Paid professionals or not, the Nets have every reason to bail on the season, not try, not work, and slough through it. But they’re working. They don’t know how to execute. It’s not that they can’t, they just haven’t learned how yet. Terrence Williams showed flashes (18 points, 13 rebounds), including a nifty behind-the-back dribble and finish late.
Caron Butler and Brendan Haywood. Man. Even with this team’s not good, it’s still pretty good. They’re the pizza of the NBA.
Spurs 97 Knicks 87: Greg Popovich could beat Mike D’Antoni (who is a great coach) with a can of sardines and a box of twinkies. The Knicks gave up looks downlow.

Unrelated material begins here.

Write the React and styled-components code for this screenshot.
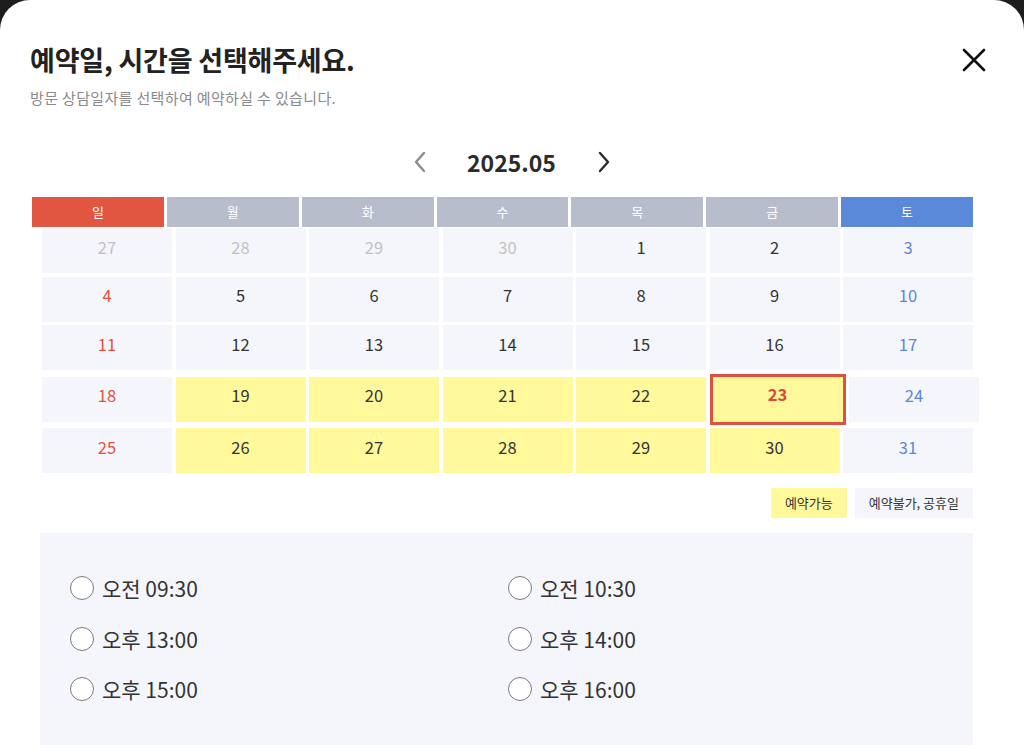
import React, { useState } from 'react';
import styled, { createGlobalStyle, css } from 'styled-components';

const GlobalStyle = createGlobalStyle`
  html, body {
    margin: 0;
    padding: 0;
    background: #1d1d1d;
  }
  body {
    font-family: 'Noto Sans CJK KR', 'Noto Sans', sans-serif;
    color: #333;
  }
`;

const Modal = styled.div`
  background: #fff;
  border-radius: 30px 30px 0 0;
  min-height: 755px;
  padding: 42px 38px 0 30px;
  box-sizing: border-box;
  overflow: hidden;
`;

const TitleRow = styled.div`
  display: flex;
  justify-content: space-between;
  align-items: center;
`;

const Title = styled.h2`
  margin: 0;
  font-size: 27px;
  line-height: 35px;
  font-weight: 700;
  color: #222;
  letter-spacing: -0.2px;
`;

const CloseButton = styled.button`
  border: 0;
  background: none;
  padding: 0;
  width: 24px;
  height: 24px;
  display: flex;
  align-items: center;
  justify-content: center;
  cursor: pointer;
`;

const Subtitle = styled.p`
  margin: 11px 0 0;
  font-size: 15px;
  line-height: 20px;
  color: #8a8a8a;
  letter-spacing: 0.35px;
`;

const MonthNav = styled.div`
  margin: 39px 0 0 10px;
  height: 30px;
  display: flex;
  align-items: center;
  justify-content: center;
  gap: 23px;
  width: 943px;
`;

const NavButton = styled.button`
  border: 0;
  background: none;
  padding: 0;
  width: 20px;
  height: 24px;
  display: flex;
  align-items: center;
  justify-content: center;
  cursor: pointer;
`;

const MonthLabel = styled.span`
  font-size: 23px;
  font-weight: 700;
  color: #2b2b2b;
  width: 116px;
  text-align: center;
`;

const WeekHeader = styled.div`
  margin: 20px 0 0 2px;
  width: 941px;
  display: grid;
  grid-template-columns: repeat(7, 1fr);
  gap: 3px;
`;

const headColors = ['#e05641', '#b8bdcc', '#b8bdcc', '#b8bdcc', '#b8bdcc', '#b8bdcc', '#5b89d9'];

const HeadCell = styled.div`
  height: 30px;
  line-height: 30px;
  text-align: center;
  font-size: 13px;
  color: #fff;
  background: ${({ $idx }) => headColors[$idx]};
`;

const Weeks = styled.div`
  margin: 1px 0 0 12px;
  display: flex;
  flex-direction: column;
  gap: 3.5px;
`;

const WeekRow = styled.div`
  display: flex;
  align-items: center;
  gap: 3.5px;
`;

const dayColor = ({ $type, $idx }) => {
  if ($type === 'prev') return '#c2c2c2';
  if ($type === 'selected') return '#e2483a';
  if ($idx === 0) return '#e2503d';
  if ($idx === 6) return '#5a87d6';
  return '#333';
};

const DayCell = styled.div`
  width: 130px;
  height: 45px;
  box-sizing: border-box;
  padding-bottom: 8px;
  display: flex;
  align-items: center;
  justify-content: center;
  font-size: 16.5px;
  color: ${dayColor};
  background: ${({ $type }) => ($type === 'avail' || $type === 'selected' ? '#fff99b' : '#f5f6fb')};
  ${({ $type }) =>
    $type === 'selected' &&
    css`
      box-sizing: content-box;
      height: 45px;
      padding-bottom: 0;
      border: 3px solid #e0503e;
      font-weight: 700;
      align-items: flex-start;
    `}
`;

const SelectedNum = styled.span`
  margin-top: 5px;
`;

const Legend = styled.div`
  margin: 15px 0 0;
  width: 943px;
  display: flex;
  justify-content: flex-end;
  gap: 8px;
`;

const LegendItem = styled.div`
  height: 30px;
  line-height: 30px;
  padding: 0 14px;
  font-size: 13px;
  color: #333;
  background: ${({ $avail }) => ($avail ? '#fff99b' : '#f5f6fb')};
`;

const TimePanel = styled.div`
  margin: 15px 0 0 10px;
  width: 933px;
  height: 212px;
  box-sizing: border-box;
  background: #f5f6fb;
  padding: 40px 30px 0;
  display: grid;
  grid-template-columns: 438px 1fr;
  row-gap: 20.5px;
  align-content: start;
`;

const TimeOption = styled.label`
  display: flex;
  align-items: center;
  gap: 8px;
  height: 30px;
  font-size: 21px;
  color: #333;
  cursor: pointer;
`;

const RadioCircle = styled.span`
  width: 22px;
  height: 22px;
  border-radius: 50%;
  border: 1.5px solid #7a7a7a;
  background: #fff;
  display: inline-flex;
  align-items: center;
  justify-content: center;
  flex-shrink: 0;
  &::after {
    content: '';
    width: 11px;
    height: 11px;
    border-radius: 50%;
    background: ${({ $checked }) => ($checked ? '#333' : 'transparent')};
  }
`;

const HiddenRadio = styled.input`
  display: none;
`;

const weeks = [
  [[27, 'prev'], [28, 'prev'], [29, 'prev'], [30, 'prev'], [1, 'normal'], [2, 'normal'], [3, 'normal']],
  [[4, 'normal'], [5, 'normal'], [6, 'normal'], [7, 'normal'], [8, 'normal'], [9, 'normal'], [10, 'normal']],
  [[11, 'normal'], [12, 'normal'], [13, 'normal'], [14, 'normal'], [15, 'normal'], [16, 'normal'], [17, 'normal']],
  [[18, 'normal'], [19, 'avail'], [20, 'avail'], [21, 'avail'], [22, 'avail'], [23, 'selected'], [24, 'normal']],
  [[25, 'normal'], [26, 'avail'], [27, 'avail'], [28, 'avail'], [29, 'avail'], [30, 'avail'], [31, 'normal']],
];

const days = ['일', '월', '화', '수', '목', '금', '토'];

const times = ['오전 09:30', '오전 10:30', '오후 13:00', '오후 14:00', '오후 15:00', '오후 16:00'];

function Chevron({ dir, color }) {
  const points = dir === 'left' ? '13,3 5,12 13,21' : '7,3 15,12 7,21';
  return (
    <svg width="20" height="24" viewBox="0 0 20 24" fill="none">
      <polyline points={points} stroke={color} strokeWidth="2.4" strokeLinecap="round" strokeLinejoin="round" />
    </svg>
  );
}

export default function App() {
  const [time, setTime] = useState(null);

  return (
    <>
      <GlobalStyle />
      <Modal>
        <TitleRow>
          <Title>예약일, 시간을 선택해주세요.</Title>
          <CloseButton aria-label="닫기">
            <svg width="24" height="24" viewBox="0 0 24 24" fill="none">
              <path d="M2 2 L22 22 M22 2 L2 22" stroke="#111" strokeWidth="2.6" strokeLinecap="round" />
            </svg>
          </CloseButton>
        </TitleRow>
        <Subtitle>방문 상담일자를 선택하여 예약하실 수 있습니다.</Subtitle>

        <MonthNav>
          <NavButton aria-label="이전 달">
            <Chevron dir="left" color="#8c8c8c" />
          </NavButton>
          <MonthLabel>2025.05</MonthLabel>
          <NavButton aria-label="다음 달">
            <Chevron dir="right" color="#2b2b2b" />
          </NavButton>
        </MonthNav>

        <WeekHeader>
          {days.map((d, i) => (
            <HeadCell key={d} $idx={i}>{d}</HeadCell>
          ))}
        </WeekHeader>

        <Weeks>
          {weeks.map((week, w) => (
            <WeekRow key={w}>
              {week.map(([d, type], i) => (
                <DayCell key={i} $type={type} $idx={i}>
                  {type === 'selected' ? <SelectedNum>{d}</SelectedNum> : d}
                </DayCell>
              ))}
            </WeekRow>
          ))}
        </Weeks>

        <Legend>
          <LegendItem $avail>예약가능</LegendItem>
          <LegendItem>예약불가, 공휴일</LegendItem>
        </Legend>

        <TimePanel>
          {times.map((t) => (
            <TimeOption key={t}>
              <HiddenRadio type="radio" name="time" checked={time === t} onChange={() => setTime(t)} />
              <RadioCircle $checked={time === t} />
              {t}
            </TimeOption>
          ))}
        </TimePanel>
      </Modal>
    </>
  );
}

The Spurs obliged them. And the Spurs’ defense was there tonight. You know, the one that’s been missing so much. Running off threes, pre-empting posts. Dogging, dogging, dogging. Double, rotate, rotate.
Manu Ginobili is doin’ work right now.
Kings 113 Raps 90: Tyreke Evans is 20 years old.

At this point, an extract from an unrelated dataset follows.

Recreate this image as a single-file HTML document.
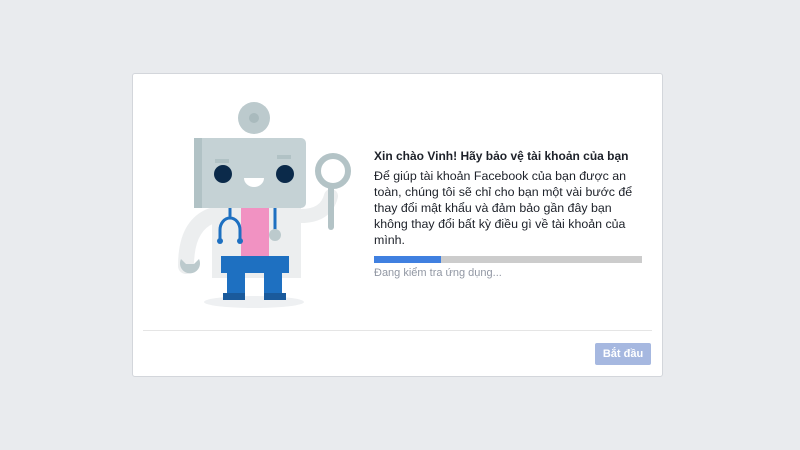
<!DOCTYPE html>
<html><head><meta charset="utf-8"><style>
body{margin:0;width:800px;height:450px;background:#e9ebee;font-family:"Liberation Sans",Arial,sans-serif;position:relative;overflow:hidden}
.card{position:absolute;left:132px;top:73px;width:529px;height:302px;background:#fff;border:1px solid #d3d6db;border-radius:3px}
.sep{position:absolute;left:10px;right:10px;top:256px;border-top:1px solid #e5e5e5}
h1{position:absolute;left:241px;top:75px;margin:0;font-size:12px;font-weight:bold;color:#1d2129}
p{position:absolute;left:241px;top:94px;margin:0;width:262px;font-size:12.4px;line-height:16px;color:#1d2129}
.bar{position:absolute;left:241px;top:182px;width:268px;height:7px;background:#ccc}
.bar div{width:67px;height:7px;background:#4080e0}
.st{position:absolute;left:241px;top:193px;font-size:11px;color:#9197a3}
.btn{position:absolute;left:462px;top:269px;width:56px;height:22px;background:#a6b8e0;border-radius:2px;color:#fff;font-size:11px;font-weight:bold;text-align:center;line-height:22px}
</style></head><body>
<div class="card">
<svg style="position:absolute;left:28px;top:17px" width="200" height="230" viewBox="160 90 200 230">
<ellipse cx="253" cy="301" rx="50" ry="6" fill="#eef0f2"/>
<circle cx="253" cy="117" r="16" fill="#bccacd"/><circle cx="253" cy="117" r="5" fill="#a9babd"/>
<path d="M210 215 Q185 225 185 265" stroke="#eceeef" stroke-width="16" fill="none" stroke-linecap="round"/>
<path d="M180 258 a10 10 0 1 0 18 0 l-5 5 h-8 z" fill="#bccacd"/>
<path d="M300 215 Q325 215 330 195" stroke="#eceeef" stroke-width="14" fill="none" stroke-linecap="round"/>
<rect x="211" y="205" width="89" height="72" fill="#eceeef"/>
<rect x="240" y="205" width="28" height="60" fill="#f192c2"/>
<rect x="220" y="255" width="68" height="17" fill="#1e70c1"/>
<rect x="226" y="270" width="18" height="25" fill="#1e70c1"/>
<rect x="263" y="270" width="18" height="25" fill="#1e70c1"/>
<rect x="222" y="292" width="22" height="7" fill="#1a5a9c"/>
<rect x="263" y="292" width="22" height="7" fill="#1a5a9c"/>
<path d="M229 205 v12 a10 12 0 0 0 -10 12 v10 M229 217 a10 12 0 0 1 10 12 v10" stroke="#1e70c1" stroke-width="3" fill="none"/>
<circle cx="219" cy="240" r="3" fill="#1e70c1"/><circle cx="239" cy="240" r="3" fill="#1e70c1"/>
<path d="M274 205 v24" stroke="#1e70c1" stroke-width="3"/>
<circle cx="274" cy="234" r="6" fill="#bccacd"/>
<circle cx="332" cy="170" r="15" fill="none" stroke="#b3c3c6" stroke-width="6"/>
<path d="M330 186 v40" stroke="#b3c3c6" stroke-width="6" stroke-linecap="round"/>
<rect x="193" y="137" width="112" height="70" rx="5" fill="#c5d2d5"/>
<rect x="193" y="137" width="8" height="70" fill="#b1c2c5"/>
<rect x="214" y="158" width="14" height="4" fill="#b1c2c5"/><rect x="276" y="154" width="14" height="4" fill="#b1c2c5"/>
<circle cx="222" cy="173" r="9" fill="#0b2a4a"/><circle cx="284" cy="173" r="9" fill="#0b2a4a"/>
<path d="M243 177 a10 9 0 0 0 20 0 z" fill="#fff"/>
</svg>
<h1>Xin chào Vinh! Hãy bảo vệ tài khoản của bạn</h1>
<p>Để giúp tài khoản Facebook của bạn được an toàn, chúng tôi sẽ chỉ cho bạn một vài bước để thay đổi mật khẩu và đảm bảo gần đây bạn không thay đổi bất kỳ điều gì về tài khoản của mình.</p>
<div class="bar"><div></div></div>
<div class="st">Đang kiểm tra ứng dụng...</div>
<div class="sep"></div>
<div class="btn">Bắt đầu</div>
</div>
</body></html>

Tyreke Evans had 19 points, 10 assists, and 10 rebounds.
Tyreke Evans is incredible.
The Raptors don’t play defense.
That’s my story.
Heat 107, Clippers 98: Fact of NBA life #27: The aggressor gets the calls. People complain that the refs give superstars like Dwyane Wade the calls, but they attack (and, frankly, get fouled a lot).
Miami as a team — with Wade leading the way — attacked the rim hard in this one, particularly off the high pick-and-roll They were rewarded for that by the refs with 35 free throws (making 29). The Clippers, on the second night of a back-to-back, settled for jumpers. The result was just 13 free throw attempts. Wade had 17 by himself. And while the Clippers had a pretty good offensive night, the aggressors had the better one and get the win.
Jazz 115, Pistons 104: The Jazz are capable of stretches of beautiful basketball, with crisp player movement and making the extra pass leading to layups and open looks. The game as god and Naismith intended. Utah had one of those during the second quarter Wednesday. Detroit is neither capable of stopping it nor hanging close to that. They didn’t, it was a 35-14 second quarter for the Jazz. And that was your ballgame. But you knew it was coming — that’s 10 in a row for the Jazz over the Pistons.